Published online by Cambridge University Press: 05 June 2012
What kind of ethical stance do Hindus adopt toward weapons of mass destruction, especially nuclear weapons? Katherine Young's illuminating chapter suggests that, broadly speaking, Hinduism has two traditions of thought that speak to this question: a pacifist, Gandhian viewpoint that is repulsed by violence in virtually any form, including that perpetrated by nuclear weapons; and a more prudential, existential viewpoint that accepts the necessity of violence and nuclear weapons but seeks to constrain both. Young bases her analysis largely on classical Hindu texts as well as on the statements of Mahatma Gandhi and contemporary Indian officials and analysts.
Is there anything that one could add to her fine, path-breaking analysis?
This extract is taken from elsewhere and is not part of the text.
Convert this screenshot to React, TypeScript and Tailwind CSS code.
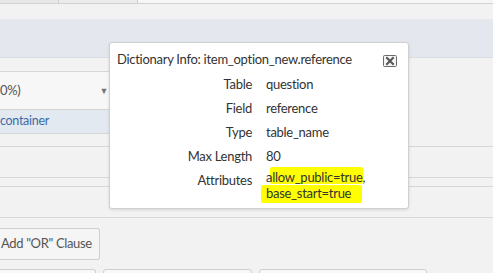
import React from "react";

function CloseIcon() {
  return (
    <svg width="14" height="12" viewBox="0 0 14 12" className="block">
      <rect x="0.5" y="0.5" width="13" height="11" rx="1" fill="#f4f4f4" stroke="#6b6b6b" />
      <path d="M4 3 L10 9 M10 3 L4 9" stroke="#555" strokeWidth="2" strokeLinecap="square" />
    </svg>
  );
}

const rows: [string, string][] = [
  ["Table", "question"],
  ["Field", "reference"],
  ["Type", "table_name"],
  ["Max Length", "80"],
];

export default function App() {
  return (
    <div className="relative w-[493px] h-[273px] overflow-hidden bg-[#f2f2f2] font-['Lato',sans-serif] text-[13px] tracking-[-0.28px] text-[#333]">
      {/* tab strip */}
      <div className="flex h-[4px] border-b border-[#d2d2d2]">
        <div className="w-[59px] bg-[#e7e7e7] border-r border-[#cfcfcf]" />
        <div className="w-[79px] bg-[#ebebeb] border-r border-[#cfcfcf]" />
        <div className="flex-1 bg-[#f6f6f6]" />
      </div>
      <div className="h-[15px]" />
      <div className="h-[39px] bg-[#e4e8ee] border-b border-[#dadee4]" />
      <div className="h-[13px]" />
      {/* left form */}
      <div className="w-[114px]">
        <div className="h-[39px] flex items-center justify-between border-t border-b border-[#d6d6d6] bg-[#f7f7f7] pr-[6px] text-[13px] tracking-[-0.3px] text-[#555]">
          <span>0%)</span>
          <span className="text-[9px] text-[#777]">▼</span>
        </div>
        <div className="h-[24px] flex items-center bg-[#e3e9f1] border-b border-[#d6d6d6] text-[12.5px] tracking-[-0.3px] text-[#3d6aa6]">
          <span>container</span>
        </div>
      </div>
      <div className="h-[13px] border-b border-[#d6d6d6]" />
      <div className="h-[31px] border-b border-[#d6d6d6]" />
      <div className="h-[9px] border-b border-[#d6d6d6]" />
      <div className="h-[31px] border-b border-[#d6d6d6]" />
      <div className="h-[10px]" />
      <div className="flex">
        <button className="h-[32px] w-[100px] flex items-center justify-start pl-[1px] whitespace-nowrap rounded-r-[3px] border border-l-0 border-[#cfcfcf] bg-[#f5f5f5] text-[13px] tracking-[-0.35px] text-[#555]">
          Add "OR" Clause
        </button>
      </div>
      <div className="h-[9px]" />
      <div className="flex gap-[7px]">
        <div className="w-[96px] h-[20px] rounded-r-[3px] border border-l-0 border-[#cfcfcf] bg-[#f8f8f8]" />
        <div className="w-[149px] h-[20px] rounded-[3px] border border-[#cfcfcf] bg-[#f8f8f8]" />
        <div className="w-[168px] h-[20px] rounded-[3px] border border-[#cfcfcf] bg-[#f8f8f8]" />
      </div>

      {/* popup */}
      <div className="absolute left-[109px] top-[42px] w-[300px] h-[167px] bg-white border border-[#d0d0d0] rounded-[3px] shadow-[0_1px_3px_rgba(0,0,0,0.12)]">
        <div className="flex items-center justify-between pl-[7px] pr-[11px] pt-[6px] h-[26px]">
          <span className="leading-[20px]">Dictionary Info: item_option_new.reference</span>
          <span className="mt-[3px]"><CloseIcon /></span>
        </div>
        <div className="mt-[3px] grid grid-cols-[142px_1fr] gap-x-[14px]">
          {rows.map(([k, v]) => (
            <React.Fragment key={k}>
              <div className="text-right leading-[16px] py-[4px]">{k}</div>
              <div className="leading-[16px] py-[4px]">{v}</div>
            </React.Fragment>
          ))}
          <div className="text-right leading-[16px] pt-[4px]">Attributes</div>
          <div className="relative leading-[16px] pt-[1px]">
            <div className="absolute left-[4px] top-[-1px] w-[93px] h-[17px] bg-[#ffff00] rounded-[2px]" />
            <div className="absolute left-[-5px] top-[17px] w-[101px] h-[18px] bg-[#ffff00] rounded-[2px]" />
            <div className="relative">
              allow_public=true,
              <br />
              base_start=true
            </div>
          </div>
        </div>
      </div>
    </div>
  );
}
The sources of Hindu thought and practice are many, and Young would admit that there are other classical texts from which one could extrapolate Hindu stances toward nuclear weapons and organized violence. In this chapter, I argue that there is a third source of Hindu thinking on nuclear weapons, namely, contemporary political Hinduism, or Hindutva. I use “political Hinduism” or “Hindutva” to refer to the pronouncements and writings associated with the conglomerate of political groups known as the Sangh Parivar. Young gestures at some of its perceptions. This chapter attempts to describe the historiography within which political Hinduism thinks about nuclear weapons and to analyze an influential text of political Hinduism for what it says about international relations and the problem of war and peace.